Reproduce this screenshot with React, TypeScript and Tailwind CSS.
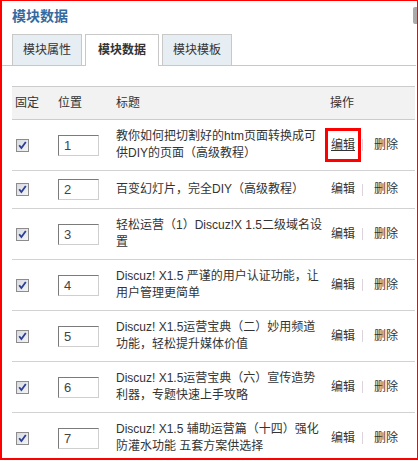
import React from "react";

type Row = { pos: number; lines: string[] };

const rows: Row[] = [
  { pos: 1, lines: ["教你如何把切割好的htm页面转换成可", "供DIY的页面（高级教程）"] },
  { pos: 2, lines: ["百变幻灯片，完全DIY（高级教程）"] },
  { pos: 3, lines: ["轻松运营（1）Discuz!X 1.5二级域名设", "置"] },
  { pos: 4, lines: ["Discuz! X1.5 严谨的用户认证功能，让", "用户管理更简单"] },
  { pos: 5, lines: ["Discuz! X1.5运营宝典（二）妙用频道", "功能，轻松提升媒体价值"] },
  { pos: 6, lines: ["Discuz! X1.5运营宝典（六）宣传造势", "利器，专题快速上手攻略"] },
  { pos: 7, lines: ["Discuz! X1.5 辅助运营篇（十四）强化", "防灌水功能 五套方案供选择"] },
];

function CheckBox() {
  return (
    <svg width="13" height="13" viewBox="0 0 13 13">
      <defs>
        <linearGradient id="cb" x1="0" y1="0" x2="1" y2="1">
          <stop offset="0" stopColor="#d6d9e0" />
          <stop offset="1" stopColor="#f6f6f6" />
        </linearGradient>
      </defs>
      <rect x="0.5" y="0.5" width="12" height="12" fill="url(#cb)" stroke="#8c8c8c" />
      <path d="M3.2 6.2 L5.4 9 L9.8 3" stroke="#2c3f94" strokeWidth="1.8" fill="none" />
    </svg>
  );
}

function Tab({ label, active }: { label: string; active?: boolean }) {
  if (active) {
    return (
      <div className="relative mb-[-1px] flex h-[32px] w-[74px] items-start justify-center border border-b-0 border-[#c8c8c8] bg-white pt-[7px] text-[12px] font-bold leading-[17px] text-[#333]">
        {label}
      </div>
    );
  }
  return (
    <div className="flex h-[31px] w-[70px] items-start justify-center border border-b-0 border-[#c8c8c8] bg-[#e6edf3] pt-[7px] text-[12px] leading-[17px] text-[#333]">
      {label}
    </div>
  );
}

export default function App() {
  return (
    <div
      className="relative h-[460px] w-[418px] overflow-hidden border-t border-r border-b-2 border-l-2 border-[#ff0000] bg-white text-[#333]"
      style={{ fontFamily: '"Liberation Sans", "Noto Sans CJK SC", sans-serif' }}
    >
      <div className="absolute top-[6px] right-0 h-[17px] w-[4px] rounded-l-[2px] bg-[#ababab]" />

      <div className="pl-[10px] pt-[5px] text-[14px] font-bold leading-[20px] text-[#366a9f]">模块数据</div>

      <div className="mt-[8px] flex h-[32px] w-[414px] items-end gap-[3px] border-b border-[#c8c8c8] pl-[10px]">
        <Tab label="模块属性" />
        <Tab label="模块数据" active />
        <Tab label="模块模板" />
      </div>

      <div className="ml-[10px] mt-[20px] w-[403px] text-[12px] leading-[17px]">
        <div className="grid h-[34px] grid-cols-[42px_58px_214px_1fr] items-center border-y border-[#cccccc] bg-[#f2f2f2]">
          <div className="pl-[3px]">固定</div>
          <div className="pl-[4px]">位置</div>
          <div className="pl-[4px]">标题</div>
          <div className="pl-[4px]">操作</div>
        </div>

        {rows.map((r, i) => (
          <div
            key={r.pos}
            className="grid grid-cols-[42px_58px_214px_1fr] items-center border-b border-[#d2d2d2] py-[8px]"
          >
            <div className="flex pl-[4px]">
              <CheckBox />
            </div>
            <div className="pl-[4px]">
              <div className="h-[21px] w-[41px] border border-t-[#7b7b7b] border-l-[#7b7b7b] border-r-[#cfcfcf] border-b-[#cfcfcf] pl-[5px] text-[13px] leading-[19px] text-[#444]">
                {r.pos}
              </div>
            </div>
            <div className="whitespace-nowrap pl-[4px]">
              {r.lines.map((l) => (
                <div key={l}>{l}</div>
              ))}
            </div>
            <div className="flex items-center whitespace-nowrap pl-[5px]">
              {i === 0 ? (
                <span className="relative underline">
                  编辑
                  <span className="absolute top-[-9px] right-[-6px] bottom-[-8px] left-[-6px] border-[3px] border-[#ff0000]" />
                </span>
              ) : (
                <span>编辑</span>
              )}
              <span className="ml-[7px] mr-[11px] inline-block h-[12px] w-px bg-[#ddd3dc]" />
              <span>删除</span>
            </div>
          </div>
        ))}
      </div>
    </div>
  );
}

What is expected
In your copy, leave out the pictures and reproduce the material above exactly.

Task solution
Reproduce this screenshot with React, TypeScript and Tailwind CSS.
import React from "react";

type Row = { pos: number; lines: string[] };

const rows: Row[] = [
  { pos: 1, lines: ["教你如何把切割好的htm页面转换成可", "供DIY的页面（高级教程）"] },
  { pos: 2, lines: ["百变幻灯片，完全DIY（高级教程）"] },
  { pos: 3, lines: ["轻松运营（1）Discuz!X 1.5二级域名设", "置"] },
  { pos: 4, lines: ["Discuz! X1.5 严谨的用户认证功能，让", "用户管理更简单"] },
  { pos: 5, lines: ["Discuz! X1.5运营宝典（二）妙用频道", "功能，轻松提升媒体价值"] },
  { pos: 6, lines: ["Discuz! X1.5运营宝典（六）宣传造势", "利器，专题快速上手攻略"] },
  { pos: 7, lines: ["Discuz! X1.5 辅助运营篇（十四）强化", "防灌水功能 五套方案供选择"] },
];

function CheckBox() {
  return (
    <svg width="13" height="13" viewBox="0 0 13 13">
      <defs>
        <linearGradient id="cb" x1="0" y1="0" x2="1" y2="1">
          <stop offset="0" stopColor="#d6d9e0" />
          <stop offset="1" stopColor="#f6f6f6" />
        </linearGradient>
      </defs>
      <rect x="0.5" y="0.5" width="12" height="12" fill="url(#cb)" stroke="#8c8c8c" />
      <path d="M3.2 6.2 L5.4 9 L9.8 3" stroke="#2c3f94" strokeWidth="1.8" fill="none" />
    </svg>
  );
}

function Tab({ label, active }: { label: string; active?: boolean }) {
  if (active) {
    return (
      <div className="relative mb-[-1px] flex h-[32px] w-[74px] items-start justify-center border border-b-0 border-[#c8c8c8] bg-white pt-[7px] text-[12px] font-bold leading-[17px] text-[#333]">
        {label}
      </div>
    );
  }
  return (
    <div className="flex h-[31px] w-[70px] items-start justify-center border border-b-0 border-[#c8c8c8] bg-[#e6edf3] pt-[7px] text-[12px] leading-[17px] text-[#333]">
      {label}
    </div>
  );
}

export default function App() {
  return (
    <div
      className="relative h-[460px] w-[418px] overflow-hidden border-t border-r border-b-2 border-l-2 border-[#ff0000] bg-white text-[#333]"
      style={{ fontFamily: '"Liberation Sans", "Noto Sans CJK SC", sans-serif' }}
    >
      <div className="absolute top-[6px] right-0 h-[17px] w-[4px] rounded-l-[2px] bg-[#ababab]" />

      <div className="pl-[10px] pt-[5px] text-[14px] font-bold leading-[20px] text-[#366a9f]">模块数据</div>

      <div className="mt-[8px] flex h-[32px] w-[414px] items-end gap-[3px] border-b border-[#c8c8c8] pl-[10px]">
        <Tab label="模块属性" />
        <Tab label="模块数据" active />
        <Tab label="模块模板" />
      </div>

      <div className="ml-[10px] mt-[20px] w-[403px] text-[12px] leading-[17px]">
        <div className="grid h-[34px] grid-cols-[42px_58px_214px_1fr] items-center border-y border-[#cccccc] bg-[#f2f2f2]">
          <div className="pl-[3px]">固定</div>
          <div className="pl-[4px]">位置</div>
          <div className="pl-[4px]">标题</div>
          <div className="pl-[4px]">操作</div>
        </div>

        {rows.map((r, i) => (
          <div
            key={r.pos}
            className="grid grid-cols-[42px_58px_214px_1fr] items-center border-b border-[#d2d2d2] py-[8px]"
          >
            <div className="flex pl-[4px]">
              <CheckBox />
            </div>
            <div className="pl-[4px]">
              <div className="h-[21px] w-[41px] border border-t-[#7b7b7b] border-l-[#7b7b7b] border-r-[#cfcfcf] border-b-[#cfcfcf] pl-[5px] text-[13px] leading-[19px] text-[#444]">
                {r.pos}
              </div>
            </div>
            <div className="whitespace-nowrap pl-[4px]">
              {r.lines.map((l) => (
                <div key={l}>{l}</div>
              ))}
            </div>
            <div className="flex items-center whitespace-nowrap pl-[5px]">
              {i === 0 ? (
                <span className="relative underline">
                  编辑
                  <span className="absolute top-[-9px] right-[-6px] bottom-[-8px] left-[-6px] border-[3px] border-[#ff0000]" />
                </span>
              ) : (
                <span>编辑</span>
              )}
              <span className="ml-[7px] mr-[11px] inline-block h-[12px] w-px bg-[#ddd3dc]" />
              <span>删除</span>
            </div>
          </div>
        ))}
      </div>
    </div>
  );
}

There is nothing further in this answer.